Dreamware / Work / Finding the Fake News King
Finding the Fake News King
Identified the person behind a network of fake news sites that generated 1.6 million views in 10 days, leading to NPR Planet Money Episode 739.
The Challenge
In the weeks before the 2016 US presidential election, a fake news story with the headline "FBI Agent Suspected In Hillary Email Leaks Found Dead In Apparent Murder-Suicide" appeared on a site called The Denver Guardian. It spread to hundreds of thousands of Facebook feeds and accumulated 1.6 million views in just 10 days. The Denver Guardian wasn't a real newspaper — but someone was making money from this and dozens of similar fabricated stories.

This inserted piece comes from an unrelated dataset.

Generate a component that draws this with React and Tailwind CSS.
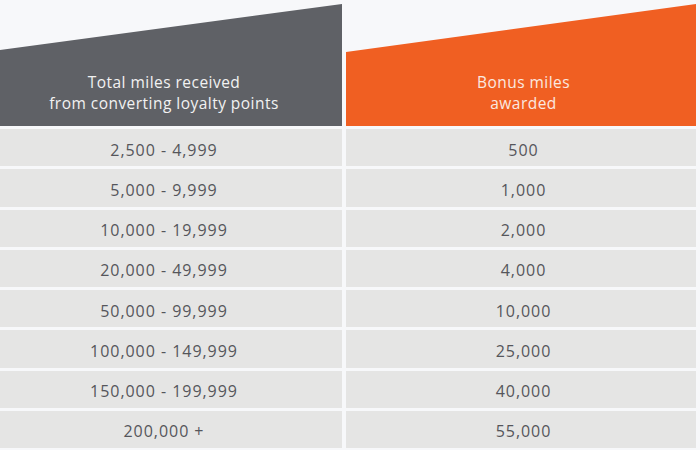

NPR's Planet Money team wanted to find the person behind the operation. The challenge was tracing a story that had been deliberately designed to obscure its origins — fake publication names, anonymous domain registrations, and a network of shell sites meant to make attribution impossible.
Our Approach
John Jansen did all the data analysis and tracking work to identify the person behind the fake news network. The investigation involved tracing digital breadcrumbs across domain registrations, hosting infrastructure, advertising networks, and social media propagation patterns. Each fake news site was a node in a larger network, and by mapping the connections between domains, ad accounts, hosting providers, and content patterns, John was able to work backwards from the published stories to their common origin.
The methodology combined traditional OSINT techniques with data analysis — cross-referencing WHOIS records, reverse IP lookups, ad network identifiers, and content fingerprinting to build a picture of the operation. The trail led from The Denver Guardian through a web of interconnected sites back to a single operator in the suburbs.
The Outcome
The investigation identified Jestin Coler and his company Disinfomedia as the source of the fake news network. This became NPR Planet Money Episode 739: "Finding the Fake News King" (Episode 739) — one of the most widely shared episodes in the show's history. NPR also published a companion piece: "We Tracked Down A Fake-News Creator In The Suburbs. Here's What We Learned" (companion article).
The story broke at a pivotal moment in the global conversation about misinformation and social media. It demonstrated that fake news wasn't the work of foreign state actors or sophisticated operations — it was one person in the suburbs with a network of websites and an understanding of how social media algorithms amplify outrage. The investigation contributed to a broader reckoning about platform responsibility and information integrity.